If the constructive change is instigated, but is not formalized in writing as a directed change, how then does the change occur? The constructive change need not be a direct order. In fact, constructive change is frequently the indirect result of the conduct or actions of the Owner's representatives, such as:
- An interpretation of the contract that increases the scope of work
- An interpretation of the specifications that increases the Contractor's cost
- A threat to penalize the Contractor or to terminate for default for lateness in the face of delays not due to the Contractor
Types of Constructive Change
Constructive change may be difficult to identify and may involve controversy over the interpretation of the Contract documents. We list below several types of constructive changes that have generally been recognized in the industry, with a brief definition of each.
Constructive Acceleration is a constructive change created by the following series of events:
- Delays occur for which the Contractor is entitled to a time extension
- The Contractor requests a time extension due to these delays
- The Owner refuses a time extension or fails to act
- The Owner threatens a penalty or directs the Contractor to finish on time regardless of the delays
- Acceleration measures are undertaken by the Contractor to mitigate the impact of the delay
Deficient and Defective Contract Documents produce a constructive change when errors or omissions in the Plans and Specifications lead to changes in work scope or methods that could not have been anticipated from the contract; or, when the Contractor performs the work in accordance with the Plans and Specifications but cannot produce the desired result, despite his conformance with the Plans and Specifications.

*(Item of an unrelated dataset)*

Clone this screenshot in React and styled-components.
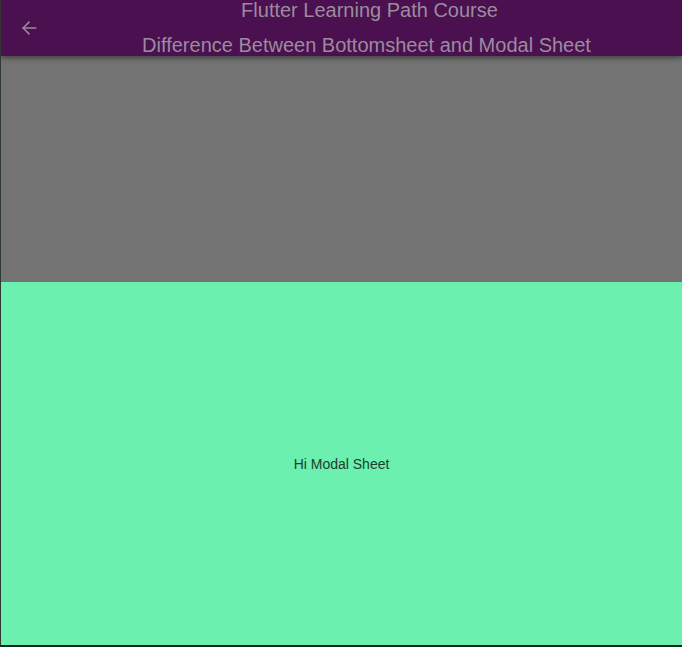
import styled, { createGlobalStyle } from 'styled-components';

const GlobalStyle = createGlobalStyle`
  html, body {
    margin: 0;
    padding: 0;
    background: #0b2a1b;
    font-family: 'Liberation Sans', Arial, sans-serif;
  }
`;

const Screen = styled.div`
  height: 647px;
  width: 682px;
  display: flex;
  flex-direction: column;
  box-sizing: border-box;
  border-left: 1px solid #2e3a33;
  border-bottom: 2px solid #0b2a1b;
  overflow: hidden;
`;

const AppBar = styled.header`
  height: 56px;
  flex-shrink: 0;
  display: flex;
  align-items: center;
  background-color: #4a1050;
  box-shadow: 0 2px 5px rgba(0, 0, 0, 0.45);
  position: relative;
  z-index: 1;
  overflow: hidden;
`;

const Leading = styled.div`
  width: 56px;
  height: 56px;
  display: flex;
  justify-content: center;
  align-items: center;
  flex-shrink: 0;
  color: #9a8a9d;
`;

const TitleBlock = styled.div`
  flex: 1;
  display: flex;
  flex-direction: column;
  align-items: center;
`;

const TitleLine = styled.span`
  line-height: 35px;
  font-size: 20px;
  color: #9c8b9f;
  white-space: nowrap;
  padding-right: ${(p) => (p.$nudge ? '6px' : '0')};
`;

const Scrim = styled.div`
  height: 226px;
  flex-shrink: 0;
  background-color: #737373;
`;

const Sheet = styled.div`
  flex: 1;
  display: flex;
  justify-content: center;
  align-items: center;
  background-color: #6bf0b0;
`;

const SheetText = styled.p`
  margin: 0;
  font-size: 14px;
  color: #1f3e2e;
`;

const BackArrow = () => (
  <svg width="20" height="20" viewBox="0 0 24 24" fill="none" stroke="currentColor" strokeWidth="1.8" strokeLinecap="square">
    <path d="M20 12H5" />
    <path d="M12 5l-7 7 7 7" />
  </svg>
);

const App = () => {
  return (
    <>
      <GlobalStyle />
      <Screen>
        <AppBar>
          <Leading>
            <BackArrow />
          </Leading>
          <TitleBlock>
            <TitleLine>Flutter Learning Path Course</TitleLine>
            <TitleLine $nudge>Difference Between Bottomsheet and Modal Sheet</TitleLine>
          </TitleBlock>
        </AppBar>
        <Scrim />
        <Sheet>
          <SheetText>Hi Modal Sheet</SheetText>
        </Sheet>
      </Screen>
    </>
  );
};

export default App;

Defective Inspection/Misinterpretation of the Contract leads to a constructive change order when the Owner's rejection of conforming work, over-inspection, rejection of "or-equal" substitutions or other misinterpretation of the Plans and Specifications leads to work scope or methods that could not have been anticipated by the Contractor.
Interference and Disruption cause a constructive change that arises from acts or omissions of the Owner that interfere with the Contractor's schedule or methods of work.
Owner-Furnished Items lead to a constructive change when material or equipment that the Owner furnishes to the Contractor is late, defective, or different in nature from that which was anticipated.
Superior Knowledge and Misrepresentation produce a constructive change that occurs when the Owner fails to disclose information to the Contractor that would have influenced the Contractor's bid price or planned method of operation.
Differing Site Conditions can cause a constructive change that arises from a variation in physical conditions which, had it been known before bid, would have materially affected the Contractor's bid price or planned method of operation.
Impossibility of Performance can produce a constructive change when the Contractor attempts to perform the work but finds that it is actually, or practically, impossible to do so.
Contractor's Action When Change Is Encountered
Whenever a change from the Contractor's original plans occurs and the change is not the clear responsibility of the Contractor, the Contractor should immediately give written notice to the Owner that a change has been made. If any possibility exists that the change will lead to a request for additional compensation from the Owner, the Contractor should state this as the case directly, reserving the rights to make such a claim.
Contractors should not wait for absolute clarity of the situation or for final calculation of cost or delay. Before taking action in a constructive change situation, Contractors should include in the notice to the Owner a description of the change and of its impact upon schedule and cost. If cost and schedule impacts are indeterminate, the Contractor should let the Owner know this, advising that full particulars on these impacts will follow when known.
The Contractor should follow up this notice with a detailed quantified request for change order and time extension as soon as practicable.
Owner's Action When Change Is Encountered
The Owner or Owner's representative should respond promptly to any notice of change from the Contractor. In many constructive change situations, prompt action and decisions may be required in order to deal with the situation encountered in a manner that is economical to the Owner. When a change order or time extension is requested, the Owner or Owner's representative should act within the terms of the contract, enforcing the contract and any notice requirements. If the Contractor's request appears to be contractually and factually correct, it should be approved. If, as is so often the case, contractual entitlement is ambiguous or exact costs are uncertain, the Owner, as well as the Contractor, is best served by endeavoring to reach a prompt, negotiated solution.